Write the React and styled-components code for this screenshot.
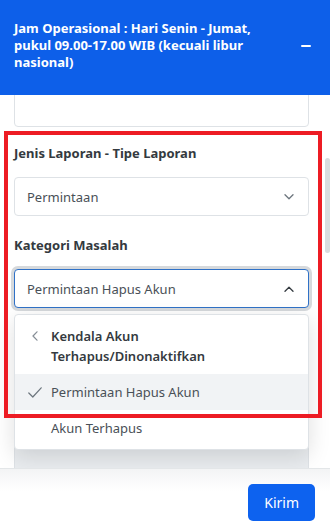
import React, { useLayoutEffect, useRef } from 'react';
import styled, { createGlobalStyle } from 'styled-components';

const Global = createGlobalStyle`
  html, body { margin: 0; padding: 0; background: #fff; }
  body { font-family: "Noto Sans", "Open Sans", sans-serif; }
  * { box-sizing: border-box; }
`;

const Page = styled.div`
  width: 330px;
  height: 529px;
  display: flex;
  flex-direction: column;
  overflow: hidden;
  background: #fff;
`;

const Header = styled.header`
  flex: none;
  height: 95px;
  background: #0d5fe9;
  color: #fff;
  display: flex;
  align-items: center;
  justify-content: space-between;
  padding: 0 19px 4px 14px;
  gap: 12px;
`;

const HeaderText = styled.p`
  margin: 0;
  font-size: 13px;
  font-weight: 700;
  line-height: 17px;
  max-width: 272px;
`;

const MinusIcon = styled.span`
  flex: none;
  width: 10px;
  height: 2px;
  border-radius: 1px;
  background: #fff;
`;

const Body = styled.div`
  position: relative;
  flex: 1;
  min-height: 0;
`;

const Scroller = styled.div`
  height: 100%;
  overflow: hidden;
`;

const Content = styled.div`
  position: relative;
  padding: 16px 21px 40px 14px;
`;

const Thumb = styled.div`
  position: absolute;
  right: 0;
  top: 63px;
  width: 5px;
  height: 95px;
  border-radius: 3px;
  background: #d9dcdf;
`;

const Field = styled.div`
  position: relative;
  margin-bottom: ${(p) => p.$mb ?? 19}px;
`;

const Label = styled.label`
  display: block;
  font-size: 13px;
  font-weight: 700;
  line-height: 20px;
  color: #343a40;
  margin-bottom: 14px;
`;

const TextArea = styled.div`
  height: ${(p) => p.$h}px;
  border: 1px solid #dee2e6;
  border-radius: 4px;
  background: ${(p) => (p.$disabled ? '#e9ecef' : '#fff')};
`;

const Group = styled.div`
  position: relative;
  padding-top: 12px;
`;

const Highlight = styled.div`
  position: absolute;
  top: 0;
  left: -10px;
  right: -13px;
  height: 287px;
  border: 4px solid #ed1c24;
  z-index: 3;
  pointer-events: none;
`;

const Select = styled.div`
  height: 39px;
  display: flex;
  align-items: center;
  justify-content: space-between;
  padding: 0 14px 0 12px;
  border: 1px solid ${(p) => (p.$focus ? '#2f71c7' : '#dee2e6')};
  border-radius: 4px;
  background: #fff;
  box-shadow: ${(p) => (p.$focus ? '0 0 0 3px #d6d9dc' : 'none')};
  font-size: 13px;
  color: #495057;
`;

const Menu = styled.div`
  position: absolute;
  top: calc(100% + 6px);
  left: 0;
  right: 0;
  z-index: 2;
  padding: 3px 0;
  background: #fff;
  border: 1px solid #dee2e6;
  border-radius: 4px;
  box-shadow: 0 6px 22px rgba(0, 0, 0, 0.13);
`;

const MenuItem = styled.div`
  display: grid;
  grid-template-columns: 16px 1fr;
  column-gap: 8px;
  padding: 8px 12px;
  font-size: 13px;
  line-height: 20px;
  font-weight: ${(p) => (p.$group ? 600 : 400)};
  color: ${(p) => (p.$group ? '#343a40' : '#495057')};
  background: ${(p) => (p.$active ? '#f1f3f5' : 'transparent')};
`;

const IconCell = styled.span`
  height: 20px;
  display: flex;
  align-items: center;
  justify-content: center;
`;

const Footer = styled.footer`
  flex: none;
  height: 61px;
  position: relative;
  z-index: 4;
  display: flex;
  justify-content: flex-end;
  align-items: flex-start;
  padding: 15px 15px 0;
  border-top: 1px solid #e3e6e8;
  background: linear-gradient(#f3f4f5, #fff 22px);
`;

const Button = styled.button`
  height: 37px;
  padding: 0 16px;
  border: none;
  border-radius: 5px;
  background: #0d62ef;
  color: #fff;
  font-family: "Noto Sans", "Open Sans", sans-serif;
  font-size: 14px;
`;

const Chevron = ({ up, color }) => (
  <svg width="10" height="6" viewBox="0 0 10 6" fill="none">
    <path
      d={up ? 'M1 5.2 L5 1.2 L9 5.2' : 'M1 0.8 L5 4.8 L9 0.8'}
      stroke={color}
      strokeWidth="1.3"
      strokeLinecap="round"
      strokeLinejoin="round"
    />
  </svg>
);

const BackIcon = () => (
  <svg width="6" height="10" viewBox="0 0 6 10" fill="none">
    <path d="M5 0.8 L1 5 L5 9.2" stroke="#868e96" strokeWidth="1.2" strokeLinecap="round" strokeLinejoin="round" />
  </svg>
);

const CheckIcon = () => (
  <svg width="14" height="11" viewBox="0 0 14 11" fill="none">
    <path d="M0.8 6 L4.8 10 L13.2 0.8" stroke="#6c757d" strokeWidth="1.2" strokeLinecap="round" strokeLinejoin="round" />
  </svg>
);

export default function App() {
  const scrollRef = useRef(null);
  const groupRef = useRef(null);

  useLayoutEffect(() => {
    if (scrollRef.current && groupRef.current) {
      scrollRef.current.scrollTop = groupRef.current.offsetTop - 36;
    }
  }, []);

  return (
    <Page>
      <Global />
      <Header>
        <HeaderText>
          Jam Operasional : Hari Senin - Jumat, pukul 09.00-17.00 WIB (kecuali libur nasional)
        </HeaderText>
        <MinusIcon />
      </Header>
      <Body>
        <Scroller ref={scrollRef}>
          <Content>
            <Field $mb={4}>
              <TextArea $h={110} />
            </Field>
            <Group ref={groupRef}>
              <Highlight />
              <Field>
                <Label>Jenis Laporan - Tipe Laporan</Label>
                <Select>
                  <span>Permintaan</span>
                  <Chevron color="#6c757d" />
                </Select>
              </Field>
              <Field>
                <Label>Kategori Masalah</Label>
                <Select $focus>
                  <span>Permintaan Hapus Akun</span>
                  <Chevron up color="#343a40" />
                </Select>
                <Menu>
                  <MenuItem $group>
                    <IconCell><BackIcon /></IconCell>
                    <span>Kendala Akun Terhapus/Dinonaktifkan</span>
                  </MenuItem>
                  <MenuItem $active>
                    <IconCell><CheckIcon /></IconCell>
                    <span>Permintaan Hapus Akun</span>
                  </MenuItem>
                  <MenuItem>
                    <IconCell />
                    <span>Akun Terhapus</span>
                  </MenuItem>
                </Menu>
              </Field>
            </Group>
            <Field>
              <TextArea $h={180} $disabled />
            </Field>
          </Content>
        </Scroller>
        <Thumb />
      </Body>
      <Footer>
        <Button>Kirim</Button>
      </Footer>
    </Page>
  );
}
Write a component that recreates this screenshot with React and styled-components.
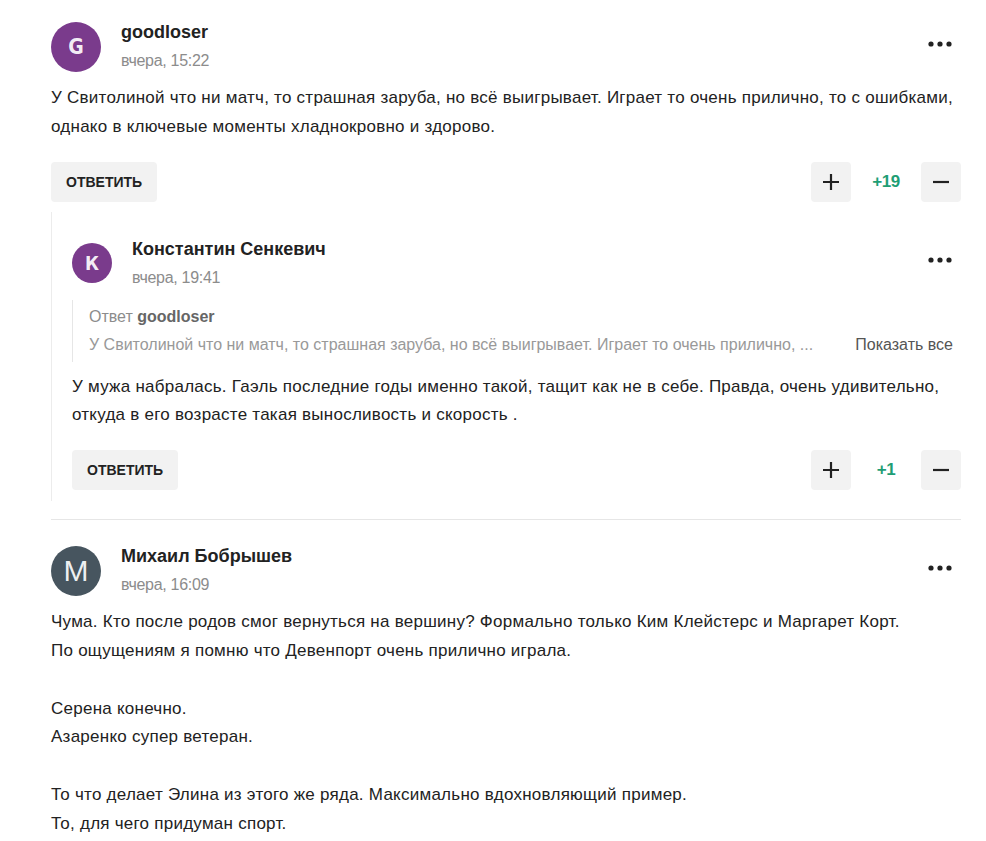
-*-*-
> _Task brief_
Output an exact copy of the material, with the pictures removed.

> _Task response_
Write the React and styled-components code for this screenshot.
import React, { useLayoutEffect, useRef } from 'react';
import styled, { createGlobalStyle } from 'styled-components';

const Global = createGlobalStyle`
  html, body { margin: 0; padding: 0; background: #fff; }
  body { font-family: "Noto Sans", "Open Sans", sans-serif; }
  * { box-sizing: border-box; }
`;

const Page = styled.div`
  width: 330px;
  height: 529px;
  display: flex;
  flex-direction: column;
  overflow: hidden;
  background: #fff;
`;

const Header = styled.header`
  flex: none;
  height: 95px;
  background: #0d5fe9;
  color: #fff;
  display: flex;
  align-items: center;
  justify-content: space-between;
  padding: 0 19px 4px 14px;
  gap: 12px;
`;

const HeaderText = styled.p`
  margin: 0;
  font-size: 13px;
  font-weight: 700;
  line-height: 17px;
  max-width: 272px;
`;

const MinusIcon = styled.span`
  flex: none;
  width: 10px;
  height: 2px;
  border-radius: 1px;
  background: #fff;
`;

const Body = styled.div`
  position: relative;
  flex: 1;
  min-height: 0;
`;

const Scroller = styled.div`
  height: 100%;
  overflow: hidden;
`;

const Content = styled.div`
  position: relative;
  padding: 16px 21px 40px 14px;
`;

const Thumb = styled.div`
  position: absolute;
  right: 0;
  top: 63px;
  width: 5px;
  height: 95px;
  border-radius: 3px;
  background: #d9dcdf;
`;

const Field = styled.div`
  position: relative;
  margin-bottom: ${(p) => p.$mb ?? 19}px;
`;

const Label = styled.label`
  display: block;
  font-size: 13px;
  font-weight: 700;
  line-height: 20px;
  color: #343a40;
  margin-bottom: 14px;
`;

const TextArea = styled.div`
  height: ${(p) => p.$h}px;
  border: 1px solid #dee2e6;
  border-radius: 4px;
  background: ${(p) => (p.$disabled ? '#e9ecef' : '#fff')};
`;

const Group = styled.div`
  position: relative;
  padding-top: 12px;
`;

const Highlight = styled.div`
  position: absolute;
  top: 0;
  left: -10px;
  right: -13px;
  height: 287px;
  border: 4px solid #ed1c24;
  z-index: 3;
  pointer-events: none;
`;

const Select = styled.div`
  height: 39px;
  display: flex;
  align-items: center;
  justify-content: space-between;
  padding: 0 14px 0 12px;
  border: 1px solid ${(p) => (p.$focus ? '#2f71c7' : '#dee2e6')};
  border-radius: 4px;
  background: #fff;
  box-shadow: ${(p) => (p.$focus ? '0 0 0 3px #d6d9dc' : 'none')};
  font-size: 13px;
  color: #495057;
`;

const Menu = styled.div`
  position: absolute;
  top: calc(100% + 6px);
  left: 0;
  right: 0;
  z-index: 2;
  padding: 3px 0;
  background: #fff;
  border: 1px solid #dee2e6;
  border-radius: 4px;
  box-shadow: 0 6px 22px rgba(0, 0, 0, 0.13);
`;

const MenuItem = styled.div`
  display: grid;
  grid-template-columns: 16px 1fr;
  column-gap: 8px;
  padding: 8px 12px;
  font-size: 13px;
  line-height: 20px;
  font-weight: ${(p) => (p.$group ? 600 : 400)};
  color: ${(p) => (p.$group ? '#343a40' : '#495057')};
  background: ${(p) => (p.$active ? '#f1f3f5' : 'transparent')};
`;

const IconCell = styled.span`
  height: 20px;
  display: flex;
  align-items: center;
  justify-content: center;
`;

const Footer = styled.footer`
  flex: none;
  height: 61px;
  position: relative;
  z-index: 4;
  display: flex;
  justify-content: flex-end;
  align-items: flex-start;
  padding: 15px 15px 0;
  border-top: 1px solid #e3e6e8;
  background: linear-gradient(#f3f4f5, #fff 22px);
`;

const Button = styled.button`
  height: 37px;
  padding: 0 16px;
  border: none;
  border-radius: 5px;
  background: #0d62ef;
  color: #fff;
  font-family: "Noto Sans", "Open Sans", sans-serif;
  font-size: 14px;
`;

const Chevron = ({ up, color }) => (
  <svg width="10" height="6" viewBox="0 0 10 6" fill="none">
    <path
      d={up ? 'M1 5.2 L5 1.2 L9 5.2' : 'M1 0.8 L5 4.8 L9 0.8'}
      stroke={color}
      strokeWidth="1.3"
      strokeLinecap="round"
      strokeLinejoin="round"
    />
  </svg>
);

const BackIcon = () => (
  <svg width="6" height="10" viewBox="0 0 6 10" fill="none">
    <path d="M5 0.8 L1 5 L5 9.2" stroke="#868e96" strokeWidth="1.2" strokeLinecap="round" strokeLinejoin="round" />
  </svg>
);

const CheckIcon = () => (
  <svg width="14" height="11" viewBox="0 0 14 11" fill="none">
    <path d="M0.8 6 L4.8 10 L13.2 0.8" stroke="#6c757d" strokeWidth="1.2" strokeLinecap="round" strokeLinejoin="round" />
  </svg>
);

export default function App() {
  const scrollRef = useRef(null);
  const groupRef = useRef(null);

  useLayoutEffect(() => {
    if (scrollRef.current && groupRef.current) {
      scrollRef.current.scrollTop = groupRef.current.offsetTop - 36;
    }
  }, []);

  return (
    <Page>
      <Global />
      <Header>
        <HeaderText>
          Jam Operasional : Hari Senin - Jumat, pukul 09.00-17.00 WIB (kecuali libur nasional)
        </HeaderText>
        <MinusIcon />
      </Header>
      <Body>
        <Scroller ref={scrollRef}>
          <Content>
            <Field $mb={4}>
              <TextArea $h={110} />
            </Field>
            <Group ref={groupRef}>
              <Highlight />
              <Field>
                <Label>Jenis Laporan - Tipe Laporan</Label>
                <Select>
                  <span>Permintaan</span>
                  <Chevron color="#6c757d" />
                </Select>
              </Field>
              <Field>
                <Label>Kategori Masalah</Label>
                <Select $focus>
                  <span>Permintaan Hapus Akun</span>
                  <Chevron up color="#343a40" />
                </Select>
                <Menu>
                  <MenuItem $group>
                    <IconCell><BackIcon /></IconCell>
                    <span>Kendala Akun Terhapus/Dinonaktifkan</span>
                  </MenuItem>
                  <MenuItem $active>
                    <IconCell><CheckIcon /></IconCell>
                    <span>Permintaan Hapus Akun</span>
                  </MenuItem>
                  <MenuItem>
                    <IconCell />
                    <span>Akun Terhapus</span>
                  </MenuItem>
                </Menu>
              </Field>
            </Group>
            <Field>
              <TextArea $h={180} $disabled />
            </Field>
          </Content>
        </Scroller>
        <Thumb />
      </Body>
      <Footer>
        <Button>Kirim</Button>
      </Footer>
    </Page>
  );
}
Write a component that recreates this screenshot with React and styled-components.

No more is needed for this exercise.